I also recommend keeping your hands damp and lightly salted while shaping. That does not change the rice itself, but it helps you handle the grain without compressing it into a dense block. The aim is firmness with air still inside the rice. From there, the main risk is not technique, but simple mistakes that undo the texture very quickly.
The mistakes that ruin onigiri fast
When onigiri goes wrong, the problem is usually one of a few repeat offenders.
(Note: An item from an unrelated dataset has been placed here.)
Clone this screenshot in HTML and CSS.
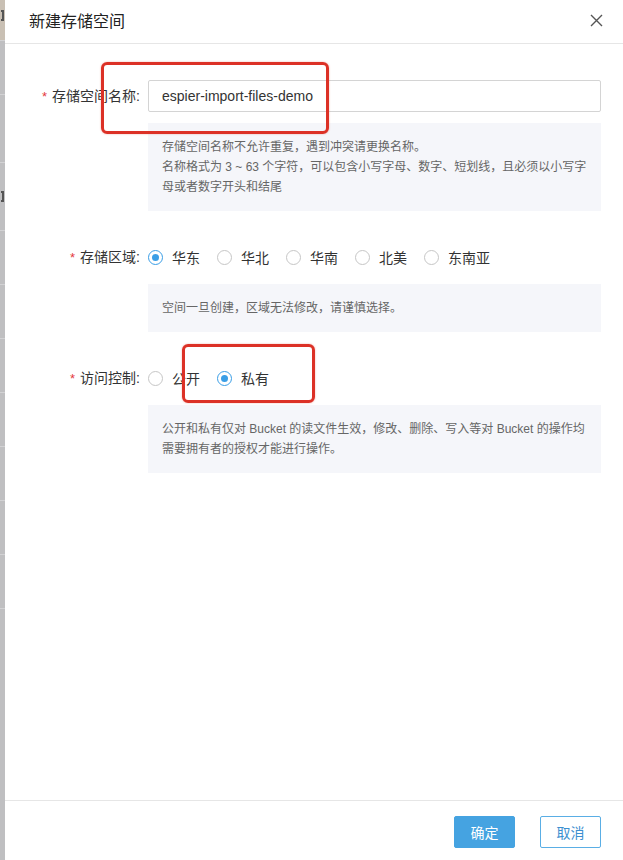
FILE: index.html
```html
<!DOCTYPE html>
<html lang="zh-CN">
<head>
<meta charset="utf-8">
<title>新建存储空间</title>
<link rel="stylesheet" href="styles.css">
</head>
<body>
<div class="page">
  <div class="side">
    <div class="side-top"><span class="side-mark"></span></div>
    <div class="side-row"></div>
    <div class="side-row side-row-tall"></div>
    <div class="side-row side-row-tall"><span class="side-mark side-mark-low"></span></div>
    <div class="side-row"></div>
    <div class="side-row"></div>
    <div class="side-row"></div>
    <div class="side-row"></div>
    <div class="side-row"></div>
    <div class="side-row"></div>
    <div class="side-row"></div>
    <div class="side-row"></div>
  </div>
  <div class="modal">
    <div class="modal-header">
      <span class="modal-title">新建存储空间</span>
      <svg class="close" width="13" height="13" viewBox="0 0 13 13"><path d="M1 1 L12 12 M12 1 L1 12" stroke="#555" stroke-width="1.4" fill="none"/></svg>
    </div>
    <div class="modal-body">
      <div class="form-item">
        <label class="form-label"><span class="req">*</span>存储空间名称:</label>
        <div class="input">espier-import-files-demo</div>
        <div class="hint">存储空间名称不允许重复，遇到冲突请更换名称。<br>名称格式为 3 ~ 63 个字符，可以包含小写字母、数字、短划线，且必须以小写字母或者数字开头和结尾</div>
      </div>
      <div class="form-item">
        <label class="form-label"><span class="req">*</span>存储区域:</label>
        <div class="radio-group">
          <span class="radio"><span class="dot checked"></span>华东</span>
          <span class="radio"><span class="dot"></span>华北</span>
          <span class="radio"><span class="dot"></span>华南</span>
          <span class="radio"><span class="dot"></span>北美</span>
          <span class="radio"><span class="dot"></span>东南亚</span>
        </div>
        <div class="hint">空间一旦创建，区域无法修改，请谨慎选择。</div>
      </div>
      <div class="form-item">
        <label class="form-label"><span class="req">*</span>访问控制:</label>
        <div class="radio-group">
          <span class="radio"><span class="dot"></span>公开</span>
          <span class="radio"><span class="dot checked"></span>私有</span>
        </div>
        <div class="hint">公开和私有仅对 Bucket 的读文件生效，修改、删除、写入等对 Bucket 的操作均需要拥有者的授权才能进行操作。</div>
      </div>
    </div>
    <div class="modal-footer">
      <button class="btn btn-primary">确定</button>
      <button class="btn btn-default">取消</button>
    </div>
  </div>
  <div class="mark mark-name"></div>
  <div class="mark mark-acl"></div>
</div>
</body>
</html>
```

FILE: styles.css
```css
* { box-sizing: border-box; }
html, body {
  margin: 0;
  padding: 0;
  width: 623px;
  height: 860px;
  overflow: hidden;
}
body {
  font-family: "Liberation Sans", "Noto Sans CJK SC", sans-serif;
  font-size: 14px;
  color: #333;
  background: #c0c0c2;
}
.page {
  position: relative;
  display: flex;
  height: 860px;
}
.side {
  width: 5px;
  flex: none;
  overflow: hidden;
  background: #bfbfc1;
  display: flex;
  flex-direction: column;
}
.side-top {
  height: 40px;
  background: #c9c0b4;
  position: relative;
  flex: none;
}
.side-row {
  height: 54px;
  flex: none;
  border-top: 1px solid #d2d2d4;
  position: relative;
}
.side-row-tall { height: 68px; }
.side-mark {
  position: absolute;
  left: 1px;
  top: 10px;
  width: 3px;
  height: 11px;
  border-top: 2px solid #555;
  border-bottom: 2px solid #555;
  border-right: 2px solid #555;
}
.side-mark-low { top: 28px; }
.modal {
  flex: 1;
  background: #fff;
  height: 860px;
  display: flex;
  flex-direction: column;
}
.modal-header {
  height: 44px;
  flex: none;
  border-bottom: 1px solid #e6e6e6;
  display: flex;
  align-items: center;
  justify-content: space-between;
  padding: 0 20px 4px 24px;
}
.modal-title {
  font-size: 16px;
  color: #222;
  font-weight: 400;
}
.close { display: block; margin-top: 2px; }
.modal-body {
  flex: 1;
  padding: 36px 22px 0 0;
}
.form-item {
  display: grid;
  grid-template-columns: 143px 1fr;
  margin-bottom: 30px;
}
.form-label {
  text-align: right;
  line-height: 32px;
  height: 32px;
  padding-right: 8px;
  color: #333;
  white-space: nowrap;
}
.req {
  color: #e4393c;
  font-size: 13px;
  margin-right: 5px;
}
.input {
  height: 32px;
  border: 1px solid #d4d4d4;
  border-radius: 2px;
  padding: 0 13px;
  line-height: 30px;
  color: #333;
}
.hint {
  grid-column: 2;
  margin-top: 11px;
  background: #f5f6fa;
  padding: 14px;
  font-size: 12px;
  line-height: 20px;
  color: #666;
}
.radio-group {
  display: flex;
  align-items: center;
  height: 32px;
}
.radio {
  display: flex;
  align-items: center;
  margin-right: 17px;
  color: #333;
}
.dot {
  width: 15px;
  height: 15px;
  border: 1px solid #c6c6c6;
  border-radius: 50%;
  margin-right: 9px;
  position: relative;
  background: #fff;
}
.dot.checked { border-color: #3a9ee6; }
.dot.checked::after {
  content: "";
  position: absolute;
  left: 3px;
  top: 3px;
  width: 7px;
  height: 7px;
  border-radius: 50%;
  background: #3a9ee6;
}
.modal-footer {
  height: 60px;
  flex: none;
  border-top: 1px solid #e6e6e6;
  display: flex;
  justify-content: flex-end;
  align-items: flex-start;
  gap: 25px;
  padding: 15px 22px 0 0;
}
.btn {
  width: 61px;
  height: 32px;
  font-family: inherit;
  font-size: 14px;
  border-radius: 2px;
  cursor: pointer;
}
.btn-primary {
  background: #45a3e1;
  border: 1px solid #45a3e1;
  color: #fff;
}
.btn-default {
  background: #fff;
  border: 1px solid #5aaee5;
  color: #3c8fd0;
}
.mark {
  position: absolute;
  border: 3px solid #dc3126;
  border-radius: 6px;
  box-shadow: 0 0 2px rgba(220, 49, 38, 0.4);
}
.mark-name {
  left: 101px;
  top: 62px;
  width: 228px;
  height: 72px;
}
.mark-acl {
  left: 182px;
  top: 344px;
  width: 133px;
  height: 59px;
}
```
I see the same issues over and over, and most of them are easy to fix once you know what they do to the grain.
- Using long-grain rice - basmati and jasmine stay too separate, so the ball cannot hold cleanly.
- Skipping the soak - the outside cooks faster than the inside, which creates uneven texture.
- Adding too much water - the rice becomes soft and heavy instead of cohesive.
- Pressing too hard - onigiri should be shaped, not packed like a brick.
- Using wet fillings - excess moisture leaks into the rice and weakens the structure.
- Chilling too early - refrigeration hardens the grains, so the rice can become dry and firm.
My rule is simple: if the rice is failing, I adjust the water and the rest time first before I touch the shaping pressure. That solves more problems than any garnish or filling ever will. Once those basics are under control, you can choose the rice style that fits how often you cook.
What I would buy for different cooking habits
If I had to name the best rice for onigiri in one line, I would choose Japanese short-grain rice, ideally Koshihikari or another high-quality Japonica variety. That gives the cleanest balance of stickiness, flavour, and shape retention. For most home cooks, though, the smartest choice depends on how often you make it and how close you want to stay to the classic texture.
- For the most authentic result, buy Japanese short-grain rice and cook it with the standard rinse, soak, and rest method.
- For everyday UK shopping, Calrose or another good medium-grain Japonica rice is the most practical backup.
- For a first test batch, a 1 kg bag is enough to see whether a brand cooks the way you like.
- For regular lunch prep, move up to a 2 to 5 kg bag once you trust the texture and source.
- For a brown rice version, use short-grain brown rice and accept a firmer, nuttier bite.
What matters most is not chasing a trendy label, but choosing a grain that fits the structure of onigiri. Once the rice is right, the fillings become more forgiving, the shaping feels easier, and the result holds together the way it should. That is the real value of choosing the right grain first: it makes the rest of the process calmer, simpler, and much more reliable.